Retificar certidões de óbito de vítimas da ditadura não é um gesto simbólico: é o resgate da verdade documentada, fundamento moral de qualquer democracia
Há quem diga que reescrever uma certidão de óbito não muda os fatos. E, de certo modo, não muda mesmo: os corpos torturados continuam ausentes, as famílias seguem marcadas por décadas de silêncio, e o país ainda tropeça diante de sua própria memória. Mas o que a ignorância dessa frase não diz, ou não percebem, é que a história não se reescreve apenas ‘de boca’: ela também se repara com palavras oficiais, com o reconhecimento público de que o Estado matou, mentiu e silenciou. Retificar um documento é, antes de tudo, retirar o carimbo da farsa e impossibilitar que questionem a verdade daqui a 10, 20, 30, 100 anos.

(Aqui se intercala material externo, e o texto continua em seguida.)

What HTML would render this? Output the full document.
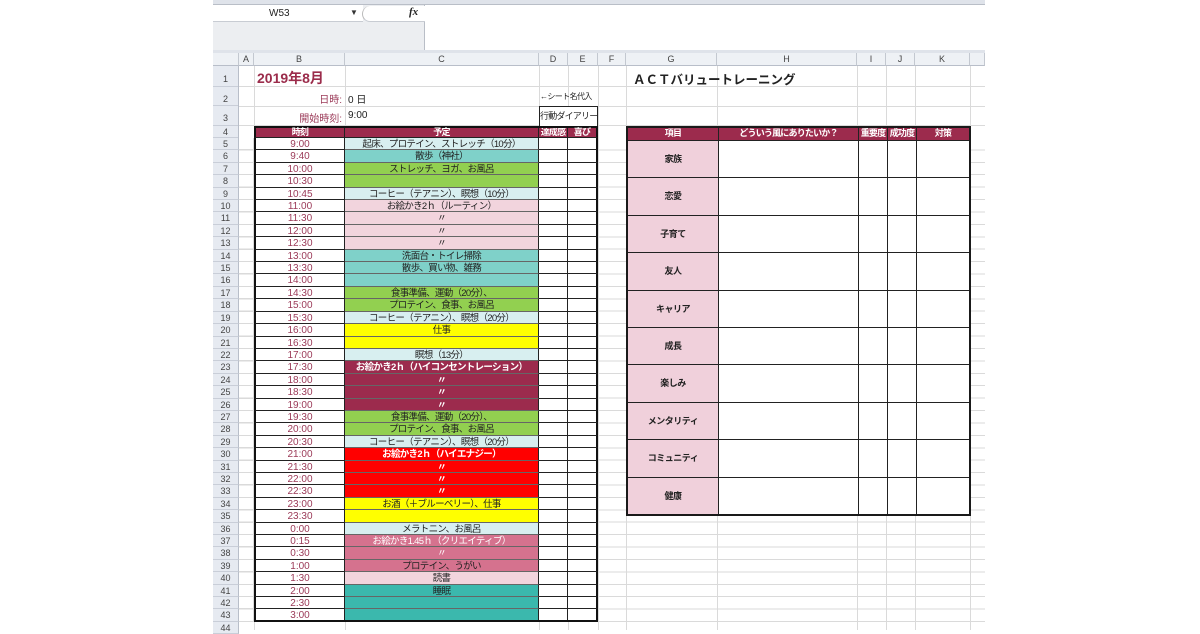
<!DOCTYPE html>
<html><head><meta charset="utf-8"><style>
*{margin:0;padding:0;box-sizing:border-box}
body{width:1200px;height:630px;background:#fff;position:relative;overflow:hidden;font-family:"Liberation Sans","Noto Sans CJK JP",sans-serif;font-size:10px;color:#222}
.a{position:absolute}
.rows{position:absolute;left:213px;top:138px;width:385px}
.r{display:flex;height:12.41px;line-height:13px}
.r div{height:100%;overflow:hidden;white-space:nowrap}
.n{width:26px;background:#e6eaf1;color:#444;font-size:9px;text-align:center;border-bottom:1px solid #c9ced8;border-right:1px solid #b8bec9;line-height:12px!important}
.ca{width:15px;border-bottom:1px solid #dadada;border-right:1px solid #dadada}
.cb{width:91px;text-align:center;color:#9b3a58;border-bottom:1px solid #222;border-left:2px solid #111;border-right:1px solid #222;background:#fff}
.cc{width:194px;text-align:center;border-bottom:1px solid #666;border-right:1px solid #222;font-size:9.5px;letter-spacing:-0.7px}
.cd{width:29px;border-bottom:1px solid #222;border-right:1px solid #222;background:#fff}
.ce{width:30px;border-bottom:1px solid #222;border-right:2px solid #111;background:#fff}
.lc{background:#d8eff0}.tl{background:#7fd1c9}.gr{background:#92d050}.pk{background:#f2d4dd}.ye{background:#ffff00}
.mr{background:#9c2b4d;color:#fff;font-weight:bold}.rd{background:#ff0000;color:#fff;font-weight:bold}.ro{background:#d5728e;color:#fff}.dt{background:#3bb8ad}
.ch{position:absolute;top:53px;height:13px;background:#eef1f5;border-right:1px solid #c3c8d0;border-bottom:1px solid #b8bec9;font-size:9px;color:#444;text-align:center;line-height:13px}
.rt{position:absolute;left:626px;top:126px;width:345px;border:2px solid #1a1a1a;background:#fff}
.rh{display:flex;height:12px;background:#9c2b4d;color:#fff;font-weight:bold;font-size:9px;letter-spacing:-0.8px;line-height:11px;text-align:center;white-space:nowrap}
.rh div{overflow:hidden}
.rr{display:flex;height:37.4px;border-top:1px solid #222}
.rr div,.rh div{border-right:1px solid #222}
.g{width:91px;background:#f0d0db;font-weight:bold;font-size:9px;letter-spacing:-0.5px;text-align:center;line-height:37px}
.h{width:140px}.i{width:29px}.j{width:29px}.k{width:52px;border-right:none!important}
</style></head><body>
<div class="a" style="left:213px;top:0;width:772px;height:5px;background:#dfe3ea;border-bottom:1px solid #b9bec7"></div>
<div class="a" style="left:213px;top:5px;width:212px;height:45px;background:#eceef1;border-right:1px solid #b9bec7"></div>
<div class="a" style="left:213px;top:5px;width:150px;height:17px;background:#fff;border-bottom:1px solid #c8ccd3;font-size:10px;line-height:17px;padding-left:56px">W53</div>
<div class="a" style="left:350px;top:8px;font-size:8px;color:#333">▼</div>
<div class="a" style="left:362px;top:6px;width:63px;height:16px;background:#fff;border-bottom:1px solid #c8ccd3;border-left:1px solid #bbb;border-radius:8px 0 0 8px"></div>
<div class="a" style="left:409px;top:6px;font-family:'Liberation Serif',serif;font-style:italic;font-weight:bold;font-size:11px">fx</div>
<div class="a" style="left:213px;top:50px;width:772px;height:3px;background:#dfe3ea"></div>
<div class="ch" style="left:213px;width:26px"></div>
<div class="ch" style="left:239px;width:15px">A</div>
<div class="ch" style="left:254px;width:91px">B</div>
<div class="ch" style="left:345px;width:194px">C</div>
<div class="ch" style="left:539px;width:29px">D</div>
<div class="ch" style="left:568px;width:30px">E</div>
<div class="ch" style="left:598px;width:28px">F</div>
<div class="ch" style="left:626px;width:91px">G</div>
<div class="ch" style="left:717px;width:140px">H</div>
<div class="ch" style="left:857px;width:29px">I</div>
<div class="ch" style="left:886px;width:29px">J</div>
<div class="ch" style="left:915px;width:55px">K</div>
<div class="ch" style="left:970px;width:15px"></div>
<div class="a" style="left:239px;top:66px;width:746px;height:564px;background:
linear-gradient(#dadada,#dadada) 15px 0/1px 100% no-repeat,
linear-gradient(#dadada,#dadada) 106px 0/1px 100% no-repeat,
linear-gradient(#dadada,#dadada) 300px 0/1px 100% no-repeat,
linear-gradient(#dadada,#dadada) 329px 0/1px 100% no-repeat,
linear-gradient(#dadada,#dadada) 359px 0/1px 100% no-repeat,
linear-gradient(#dadada,#dadada) 387px 0/1px 100% no-repeat,
linear-gradient(#dadada,#dadada) 478px 0/1px 100% no-repeat,
linear-gradient(#dadada,#dadada) 618px 0/1px 100% no-repeat,
linear-gradient(#dadada,#dadada) 647px 0/1px 100% no-repeat,
linear-gradient(#dadada,#dadada) 676px 0/1px 100% no-repeat,
linear-gradient(#dadada,#dadada) 731px 0/1px 100% no-repeat,
linear-gradient(#dadada,#dadada) 0 20px/100% 1px no-repeat,
linear-gradient(#dadada,#dadada) 0 40px/100% 1px no-repeat,
linear-gradient(#dadada,#dadada) 0 59px/100% 1px no-repeat,
repeating-linear-gradient(to bottom,transparent 0,transparent 11.41px,#dadada 11.41px,#dadada 12.41px) 0 72px/100% 100% no-repeat"></div>
<div class="a" style="left:213px;top:66px;width:26px;height:72px;background:#e6eaf1;border-right:1px solid #b8bec9;font-size:9px;color:#444;text-align:center">
<div style="height:21px;line-height:26px;border-bottom:1px solid #c9ced8">1</div>
<div style="height:19px;line-height:24px;border-bottom:1px solid #c9ced8">2</div>
<div style="height:20px;line-height:24px;border-bottom:1px solid #c9ced8">3</div>
<div style="height:12px;line-height:12px;border-bottom:1px solid #c9ced8">4</div></div>
<div class="a" style="left:257px;top:68px;font-size:14px;font-weight:bold;color:#9b2c4b">2019年8月</div>
<div class="a" style="left:254px;top:91px;width:88px;text-align:right;color:#9b3a58">日時:</div>
<div class="a" style="left:348px;top:91px">0 日</div>
<div class="a" style="left:254px;top:110px;width:88px;text-align:right;color:#9b3a58">開始時刻:</div>
<div class="a" style="left:348px;top:110px">9:00</div>
<div class="a" style="left:540px;top:91px;font-size:8px;letter-spacing:-0.6px">←シート名代入</div>
<div class="a" style="left:539px;top:106px;width:59px;height:21px;border:1px solid #222;font-size:9px;letter-spacing:-0.8px;line-height:19px;text-align:center;background:#fff;white-space:nowrap">行動ダイアリー</div>
<div class="a" style="left:633px;top:69px;font-size:12.5px;font-weight:bold">ＡＣＴバリュートレーニング</div>
<div class="a" style="left:254px;top:126px;width:344px;height:12px;background:#9c2b4d;border:2px solid #111;border-bottom:1px solid #222;color:#fff;font-weight:bold;font-size:9px;letter-spacing:-0.8px;line-height:9px;display:flex;text-align:center;white-space:nowrap">
<div style="width:89px;border-right:1px solid #222">時刻</div><div style="width:194px;border-right:1px solid #222">予定</div><div style="width:29px;border-right:1px solid #222;overflow:hidden">達成感</div><div style="width:28px">喜び</div></div>
<div class="rows">
<div class="r"><div class="n">5</div><div class="ca"></div><div class="cb">9:00</div><div class="cc lc">起床、プロテイン、ストレッチ（10分）</div><div class="cd"></div><div class="ce"></div></div>
<div class="r"><div class="n">6</div><div class="ca"></div><div class="cb">9:40</div><div class="cc tl">散歩（神社）</div><div class="cd"></div><div class="ce"></div></div>
<div class="r"><div class="n">7</div><div class="ca"></div><div class="cb">10:00</div><div class="cc gr">ストレッチ、ヨガ、お風呂</div><div class="cd"></div><div class="ce"></div></div>
<div class="r"><div class="n">8</div><div class="ca"></div><div class="cb">10:30</div><div class="cc gr"></div><div class="cd"></div><div class="ce"></div></div>
<div class="r"><div class="n">9</div><div class="ca"></div><div class="cb">10:45</div><div class="cc lc">コーヒー（テアニン）、瞑想（10分）</div><div class="cd"></div><div class="ce"></div></div>
<div class="r"><div class="n">10</div><div class="ca"></div><div class="cb">11:00</div><div class="cc pk">お絵かき2ｈ（ルーティン）</div><div class="cd"></div><div class="ce"></div></div>
<div class="r"><div class="n">11</div><div class="ca"></div><div class="cb">11:30</div><div class="cc pk">〃</div><div class="cd"></div><div class="ce"></div></div>
<div class="r"><div class="n">12</div><div class="ca"></div><div class="cb">12:00</div><div class="cc pk">〃</div><div class="cd"></div><div class="ce"></div></div>
<div class="r"><div class="n">13</div><div class="ca"></div><div class="cb">12:30</div><div class="cc pk">〃</div><div class="cd"></div><div class="ce"></div></div>
<div class="r"><div class="n">14</div><div class="ca"></div><div class="cb">13:00</div><div class="cc tl">洗面台・トイレ掃除</div><div class="cd"></div><div class="ce"></div></div>
<div class="r"><div class="n">15</div><div class="ca"></div><div class="cb">13:30</div><div class="cc tl">散歩、買い物、雑務</div><div class="cd"></div><div class="ce"></div></div>
<div class="r"><div class="n">16</div><div class="ca"></div><div class="cb">14:00</div><div class="cc tl"></div><div class="cd"></div><div class="ce"></div></div>
<div class="r"><div class="n">17</div><div class="ca"></div><div class="cb">14:30</div><div class="cc gr">食事準備、運動（20分）、</div><div class="cd"></div><div class="ce"></div></div>
<div class="r"><div class="n">18</div><div class="ca"></div><div class="cb">15:00</div><div class="cc gr">プロテイン、食事、お風呂</div><div class="cd"></div><div class="ce"></div></div>
<div class="r"><div class="n">19</div><div class="ca"></div><div class="cb">15:30</div><div class="cc lc">コーヒー（テアニン）、瞑想（20分）</div><div class="cd"></div><div class="ce"></div></div>
<div class="r"><div class="n">20</div><div class="ca"></div><div class="cb">16:00</div><div class="cc ye">仕事</div><div class="cd"></div><div class="ce"></div></div>
<div class="r"><div class="n">21</div><div class="ca"></div><div class="cb">16:30</div><div class="cc ye"></div><div class="cd"></div><div class="ce"></div></div>
<div class="r"><div class="n">22</div><div class="ca"></div><div class="cb">17:00</div><div class="cc lc">瞑想（13分）</div><div class="cd"></div><div class="ce"></div></div>
<div class="r"><div class="n">23</div><div class="ca"></div><div class="cb">17:30</div><div class="cc mr">お絵かき2ｈ（ハイコンセントレーション）</div><div class="cd"></div><div class="ce"></div></div>
<div class="r"><div class="n">24</div><div class="ca"></div><div class="cb">18:00</div><div class="cc mr">〃</div><div class="cd"></div><div class="ce"></div></div>
<div class="r"><div class="n">25</div><div class="ca"></div><div class="cb">18:30</div><div class="cc mr">〃</div><div class="cd"></div><div class="ce"></div></div>
<div class="r"><div class="n">26</div><div class="ca"></div><div class="cb">19:00</div><div class="cc mr">〃</div><div class="cd"></div><div class="ce"></div></div>
<div class="r"><div class="n">27</div><div class="ca"></div><div class="cb">19:30</div><div class="cc gr">食事準備、運動（20分）、</div><div class="cd"></div><div class="ce"></div></div>
<div class="r"><div class="n">28</div><div class="ca"></div><div class="cb">20:00</div><div class="cc gr">プロテイン、食事、お風呂</div><div class="cd"></div><div class="ce"></div></div>
<div class="r"><div class="n">29</div><div class="ca"></div><div class="cb">20:30</div><div class="cc lc">コーヒー（テアニン）、瞑想（20分）</div><div class="cd"></div><div class="ce"></div></div>
<div class="r"><div class="n">30</div><div class="ca"></div><div class="cb">21:00</div><div class="cc rd">お絵かき2ｈ（ハイエナジー）</div><div class="cd"></div><div class="ce"></div></div>
<div class="r"><div class="n">31</div><div class="ca"></div><div class="cb">21:30</div><div class="cc rd">〃</div><div class="cd"></div><div class="ce"></div></div>
<div class="r"><div class="n">32</div><div class="ca"></div><div class="cb">22:00</div><div class="cc rd">〃</div><div class="cd"></div><div class="ce"></div></div>
<div class="r"><div class="n">33</div><div class="ca"></div><div class="cb">22:30</div><div class="cc rd">〃</div><div class="cd"></div><div class="ce"></div></div>
<div class="r"><div class="n">34</div><div class="ca"></div><div class="cb">23:00</div><div class="cc ye">お酒（＋ブルーベリー）、仕事</div><div class="cd"></div><div class="ce"></div></div>
<div class="r"><div class="n">35</div><div class="ca"></div><div class="cb">23:30</div><div class="cc ye"></div><div class="cd"></div><div class="ce"></div></div>
<div class="r"><div class="n">36</div><div class="ca"></div><div class="cb">0:00</div><div class="cc lc">メラトニン、お風呂</div><div class="cd"></div><div class="ce"></div></div>
<div class="r"><div class="n">37</div><div class="ca"></div><div class="cb">0:15</div><div class="cc ro">お絵かき1.45ｈ（クリエイティブ）</div><div class="cd"></div><div class="ce"></div></div>
<div class="r"><div class="n">38</div><div class="ca"></div><div class="cb">0:30</div><div class="cc ro">〃</div><div class="cd"></div><div class="ce"></div></div>
<div class="r"><div class="n">39</div><div class="ca"></div><div class="cb">1:00</div><div class="cc ro" style="color:#222">プロテイン、うがい</div><div class="cd"></div><div class="ce"></div></div>
<div class="r"><div class="n">40</div><div class="ca"></div><div class="cb">1:30</div><div class="cc pk">読書</div><div class="cd"></div><div class="ce"></div></div>
<div class="r"><div class="n">41</div><div class="ca"></div><div class="cb">2:00</div><div class="cc dt">睡眠</div><div class="cd"></div><div class="ce"></div></div>
<div class="r"><div class="n">42</div><div class="ca"></div><div class="cb">2:30</div><div class="cc dt"></div><div class="cd"></div><div class="ce"></div></div>
<div class="r"><div class="n">43</div><div class="ca"></div><div class="cb">3:00</div><div class="cc dt"></div><div class="cd"></div><div class="ce"></div></div>
<div class="r"><div class="n">44</div></div>
</div>
<div class="a" style="left:254px;top:620px;width:344px;height:2px;background:#111"></div>
<div class="rt">
<div class="rh"><div style="width:91px">項目</div><div class="h">どういう風にありたいか？</div><div class="i">重要度</div><div class="j">成功度</div><div class="k">対策</div></div>
<div class="rr"><div class="g">家族</div><div class="h"></div><div class="i"></div><div class="j"></div><div class="k"></div></div>
<div class="rr"><div class="g">恋愛</div><div class="h"></div><div class="i"></div><div class="j"></div><div class="k"></div></div>
<div class="rr"><div class="g">子育て</div><div class="h"></div><div class="i"></div><div class="j"></div><div class="k"></div></div>
<div class="rr"><div class="g">友人</div><div class="h"></div><div class="i"></div><div class="j"></div><div class="k"></div></div>
<div class="rr"><div class="g">キャリア</div><div class="h"></div><div class="i"></div><div class="j"></div><div class="k"></div></div>
<div class="rr"><div class="g">成長</div><div class="h"></div><div class="i"></div><div class="j"></div><div class="k"></div></div>
<div class="rr"><div class="g">楽しみ</div><div class="h"></div><div class="i"></div><div class="j"></div><div class="k"></div></div>
<div class="rr"><div class="g">メンタリティ</div><div class="h"></div><div class="i"></div><div class="j"></div><div class="k"></div></div>
<div class="rr"><div class="g">コミュニティ</div><div class="h"></div><div class="i"></div><div class="j"></div><div class="k"></div></div>
<div class="rr"><div class="g">健康</div><div class="h"></div><div class="i"></div><div class="j"></div><div class="k"></div></div>
</div>
</body></html>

A legitimidade de um governo não está apenas em sua capacidade de governar, mas em sua disposição de encarar o passado. Sem memória, a democracia é uma fachada; sem verdade, é uma farsa moral. Países que escolheram esquecer, como o Brasil tentou fazer, vivem condenados à repetição. Vivem condenados a possibilidades de golpe de Estado. Já as nações que enfrentaram seus fantasmas, como a Alemanha, Chile, e Argentina, compreenderam que o enfrentamento da culpa é o único caminho possível para uma sociedade que deseja evoluir eticamente.
Dizer que “isso é besteira, que é passado, que não muda nada” é confundir o calendário com a consciência. O tempo não apaga as cicatrizes da tortura nem o silêncio imposto às famílias; ele apenas cobre de poeira as responsabilidades. Quando o Estado brasileiro retifica certidões de óbito para reconhecer que Rubens Paiva e Carlos Marighella foram assassinados pelo regime militar, ele não está reabrindo feridas, muito menos fazendo algo insignificante: ele está, finalmente, limpando sangue derramado. A verdade, mesmo tardia, é a única forma de cicatrização que não apodrece.
Por isso, as novas certidões não são pedaços de papel: são monumentos de justiça. Elas representam a vitória da memória sobre o esquecimento e da ética sobre a conveniência. Quem as desdenha talvez não entenda que o futuro de um país não se constrói apenas com infraestrutura e economia, muito menos com históricas contadas, mas com coragem moral do registro do erro. Com documentação histórica. E nesse sentido, cada assinatura em uma certidão retificada, atestando um assassinato, e não um suicídio, é um lembrete de que a democracia, para existir de verdade, precisa antes aprender a dizer: “NÓS ERRAMOS”.